Jika jawabannya nihil, gagal, aku jadi cemas.

Kesepian, itu berbeda dengan sepi. Kesepian itu serupa kutukan, sementara sepi bisa jadi memang pilihan kita.

Saat kota terlalu gaduh, saat nama terlampau banyak mengisi hari kita. Berdiam itu nyaman.

Berteduh saja.

Di bis angkutan kota, bersama banyak tulisan tersebar di gadget para penumpang.

Saling kini menjadi kata asing.
Masing masing.

Tradisi menutup pintu di dunia nyata, namun demikian terbuka di dunia maya.

Keheningan menjadi saat yang dirindu. Karena kata demikian banyak dibuat. Semena mena dilahirkan, dalam pikiran, tulisan, atau kata kata lisan.

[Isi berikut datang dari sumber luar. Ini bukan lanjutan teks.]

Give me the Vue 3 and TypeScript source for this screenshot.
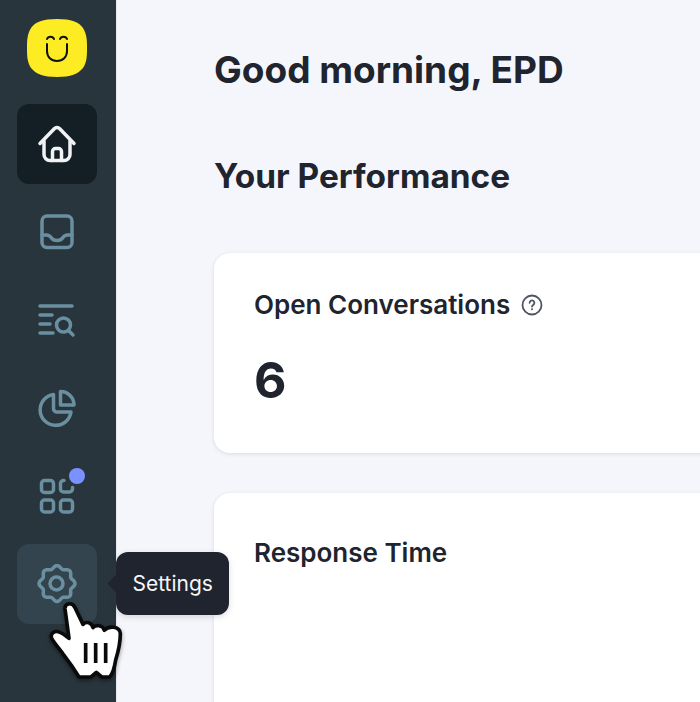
<script setup lang="ts">
// eight-lobed outline for the settings icon
function gearPath(cx: number, cy: number, r: number, bump: number): string {
  const pts: string[] = []
  for (let i = 0; i < 96; i++) {
    const a = (i / 96) * Math.PI * 2 - Math.PI / 2
    const rad = r + bump * Math.cos(8 * (a + Math.PI / 2))
    pts.push(`${(cx + rad * Math.cos(a)).toFixed(2)} ${(cy + rad * Math.sin(a)).toFixed(2)}`)
  }
  return `M${pts.join('L')}Z`
}

const navItems: { name: string; active?: boolean; hover?: boolean; dot?: boolean; paths: string[] }[] = [
  {
    name: 'home',
    active: true,
    paths: [
      'M3 19.5 17.5 4.5a3.5 3.5 0 0 1 5 0L37 19.5',
      'M7 17v13.5a6 6 0 0 0 6 6h14a6 6 0 0 0 6-6V17',
      'M15.5 36.5v-9a3 3 0 0 1 3-3h3a3 3 0 0 1 3 3v9',
    ],
  },
  {
    name: 'inbox',
    paths: [
      'M10 4h20a5 5 0 0 1 5 5v21.5a5 5 0 0 1-5 5H10a5 5 0 0 1-5-5V9a5 5 0 0 1 5-5Z',
      'M5 23h4.5c2.5 0 3.5 1 5 3 1 1.5 2.5 2.5 5.5 2.5s4.5-1 5.5-2.5c1.5-2 2.5-3 5-3H35',
    ],
  },
  {
    name: 'search',
    paths: [
      'M3 6h32',
      'M3 15h12',
      'M3 24h10',
      'M3 33h13',
      'M33.5 25a7 7 0 1 1-14 0 7 7 0 0 1 14 0Z',
      'M31.5 30.5l4.5 4.5',
    ],
  },
  {
    name: 'reports',
    paths: [
      'M16.5 6.5A15.5 15.5 0 1 0 34 24H20a3.5 3.5 0 0 1-3.5-3.5Z',
      'M23.5 3.5A13.5 13.5 0 0 1 37 17H23.5Z',
    ],
  },
  {
    name: 'apps',
    dot: true,
    paths: [
      'M7.5 4.5h6a3 3 0 0 1 3 3v6a3 3 0 0 1-3 3h-6a3 3 0 0 1-3-3v-6a3 3 0 0 1 3-3Z',
      'M27 4.5h-.5a3 3 0 0 0-3 3V13a3 3 0 0 0 3 3h6a3 3 0 0 0 3-3v-1.5',
      'M7.5 24h6a3 3 0 0 1 3 3v6a3 3 0 0 1-3 3h-6a3 3 0 0 1-3-3v-6a3 3 0 0 1 3-3Z',
      'M26.5 24h6a3 3 0 0 1 3 3v6a3 3 0 0 1-3 3h-6a3 3 0 0 1-3-3v-6a3 3 0 0 1 3-3Z',
    ],
  },
  {
    name: 'settings',
    hover: true,
    paths: [gearPath(20, 19.5, 16.5, 1.5), 'M26 19.5a6.5 6.5 0 1 1-13 0 6.5 6.5 0 0 1 13 0Z'],
  },
]
</script>

<template>
  <div class="page">
    <aside class="sidebar">
      <div class="logo">
        <svg width="60" height="58" viewBox="0 0 60 58">
          <path class="logo-shape" d="M30 0C44 0 52 3 56 9C60 16 60 22 60 29C60 36 60 43 56 49C51 55 44 58 30 58C16 58 9 55 4 49C0 43 0 36 0 29C0 22 0 16 4 9C8 3 16 0 30 0Z" />
          <path class="logo-line" d="M20 25v7c0 6 4 10 10 10s10-4 10-10v-7" />
          <path class="logo-line" d="M20 20c1-3 6-3 7 0M33 20c1-3 6-3 7 0" />
        </svg>
      </div>
      <nav class="nav">
        <div
          v-for="item in navItems"
          :key="item.name"
          class="nav-item"
          :class="{ active: item.active, hover: item.hover }"
        >
          <svg class="nav-icon" width="40" height="40" viewBox="0 0 40 40">
            <path v-for="d in item.paths" :key="d" :d="d" />
          </svg>
          <span v-if="item.dot" class="dot"></span>
        </div>
      </nav>
    </aside>

    <main class="content">
      <h1>Good morning, EPD</h1>
      <h2>Your Performance</h2>
      <section class="card first">
        <h3>
          Open Conversations
          <svg class="help" width="22" height="22" viewBox="0 0 22 22">
            <circle cx="11" cy="11" r="9.5" />
            <path d="M8.6 8.8a2.4 2.4 0 1 1 3.6 2.1c-.8.5-1.2.9-1.2 1.7" />
            <circle class="help-dot" cx="11" cy="15.3" r="1" />
          </svg>
        </h3>
        <div class="value">6</div>
      </section>
      <section class="card second">
        <h3>Response Time</h3>
      </section>
    </main>

    <div class="tooltip">Settings</div>

    <svg class="cursor" width="85" height="92" viewBox="0 0 255 276">
      <path
        class="hand"
        d="M60 42C58 24 82 20 90 38L114 88C124 78 140 82 144 98C152 88 174 90 178 106C190 92 224 92 226 115C226 140 220 170 212 195C208 220 202 238 194 246L170 246L154 232L138 246L102 246C90 226 72 200 55 178C42 160 28 145 20 130C14 115 30 105 45 112C55 116 64 124 72 130Z"
      />
      <path class="hand-line" d="M122 144v60M152 144v60M182 144v60" />
    </svg>
  </div>
</template>

<style>
html,
body {
  margin: 0;
  background: #f5f6fb;
  overflow: hidden;
}
</style>

<style scoped>
.page {
  position: relative;
  display: flex;
  width: 700px;
  height: 702px;
  overflow: hidden;
  background: #f5f6fb;
  color: #20242e;
  font-family: Inter, "Liberation Sans", sans-serif;
}

.sidebar {
  flex: 0 0 117px;
  box-sizing: border-box;
  padding-top: 19px;
  background: #29353c;
  border-right: 1px solid #e6e9f0;
}

.logo {
  display: flex;
  justify-content: center;
  height: 58px;
  padding-right: 2px;
}

.logo-shape {
  fill: #fdec24;
}

.logo-line {
  fill: none;
  stroke: #101010;
  stroke-width: 2;
  stroke-linecap: round;
}

.nav {
  display: flex;
  flex-direction: column;
  gap: 8px;
  margin-top: 27px;
  padding-left: 17px;
}

.nav-item {
  position: relative;
  display: flex;
  align-items: center;
  justify-content: center;
  width: 80px;
  height: 80px;
  border-radius: 12px;
}

.nav-item.active {
  background: #141f25;
}

.nav-item.hover {
  background: #34444e;
}

.nav-icon {
  fill: none;
  stroke: #6a8fa0;
  stroke-width: 3.5;
  stroke-linecap: round;
  stroke-linejoin: round;
}

.active .nav-icon {
  stroke: #f0f2f5;
}

.dot {
  position: absolute;
  top: 12px;
  right: 12px;
  width: 16px;
  height: 16px;
  border-radius: 50%;
  background: #7b91ff;
}

.content {
  flex: 1;
  min-width: 0;
  padding-left: 97px;
}

h1 {
  margin: 48px 0 0;
  font-size: 37px;
  line-height: 44px;
  font-weight: 700;
}

h2 {
  margin: 62px 0 0;
  font-size: 33.4px;
  line-height: 44px;
  font-weight: 700;
}

.card {
  box-sizing: border-box;
  width: 600px;
  padding: 37px 40px;
  background: #fff;
  border-radius: 16px;
  box-shadow: 0 1px 4px rgba(32, 36, 46, 0.12);
}

.card.first {
  height: 200px;
  margin-top: 55px;
}

.card.second {
  height: 260px;
  margin-top: 40px;
  padding-top: 45px;
}

h3 {
  display: flex;
  align-items: center;
  gap: 11px;
  margin: 0;
  font-size: 26px;
  line-height: 30px;
  font-weight: 600;
}

.help {
  fill: none;
  stroke: #4d5564;
  stroke-width: 1.8;
  stroke-linecap: round;
}

.help-dot {
  fill: #4d5564;
  stroke: none;
}

.value {
  margin-top: 30px;
  font-size: 50px;
  line-height: 60px;
  font-weight: 700;
}

.tooltip {
  position: absolute;
  top: 552px;
  left: 116px;
  box-sizing: border-box;
  width: 113px;
  height: 63px;
  padding-left: 16.5px;
  border-radius: 12px;
  background: #20242e;
  color: #f5f6fb;
  font-size: 21px;
  line-height: 63px;
  box-shadow: 0 2px 6px rgba(32, 36, 46, 0.15);
}

.tooltip::before {
  content: "";
  position: absolute;
  top: 25px;
  left: -6px;
  width: 13px;
  height: 13px;
  background: #20242e;
  transform: rotate(45deg);
}

.cursor {
  position: absolute;
  top: 595px;
  left: 45px;
  filter: drop-shadow(0 2px 2px rgba(0, 0, 0, 0.4));
}

.hand {
  fill: #fff;
  stroke: #0a0a0a;
  stroke-width: 11;
  stroke-linejoin: round;
}

.hand-line {
  fill: none;
  stroke: #0a0a0a;
  stroke-width: 11;
}
</style>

Aku membutuhkanmu, untuk sekedar membaca riuh di dalam sepi pilihanku, senja ini.

Pancoran, 10/11/2017
Poetoe

Tidak ada komentar:

Posting Komentar

 Akhirnya bertepatan dengan ulang tahun pernikahanku yang ke-24, terbit buku kumpulan puisiku yang keempat, berjudul "Masalah Tak Perna...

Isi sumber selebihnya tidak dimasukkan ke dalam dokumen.